Kumpulan cerpen Bulan Merah ini diulas oleh Trisno Sumardjo dalam majalah Budaya, Edisi 6, Juni, Tahun V 1959. Trisno menyatakan bahwa cerpen-cerpen Soekanto S.A. ini bukanlah cerita sebenarnya. Pengarang dapat menyelami perkembangan watak pelaku/tokohnya, mengendapkan pikiran-pikiran para pelaku yang bernapaskan nada kerinduan, kesangsian, penyesalan, dan kekesalan, dan keputusasaan.

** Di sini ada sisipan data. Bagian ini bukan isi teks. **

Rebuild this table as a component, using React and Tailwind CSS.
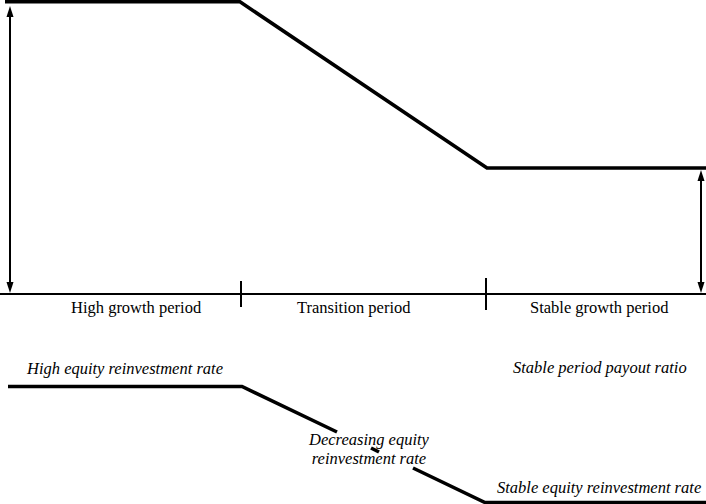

Sayangnya, Soekanto terlalu sering menggunakan kalimat pendek dengan kata-kata yang sama dan berulang-ulang. Secara umum, Trisno Sumardjo menyatakan bahwa kumpulan cerita pendek ini kurang humoris.
Karya Soekanto S.A. ini diulas juga oleh Ajip Rosidi dalam tulisannya yang berjudul "Hati yang Gelisah" dalam majalah Pustaka dan Budaya, Tahun 1, Nomor 1 Maret 1959. Ajip Rosidi menilai bahwa karya Soekanto S.A. ini menampilkan cerita tentang kegagalan manusia dalam menempuh hidupnya di dunia. Agar hidupnya tidak mengalami kegagalan itulah, timbul kesadaran Soekanto untuk berbuat sesuatu yang berarti dalam hidupnya. Menurut Ajip, khususnya dalam dunia kesusastraan Indonesia, Soekanto telah menunjukkan arti hidup itu.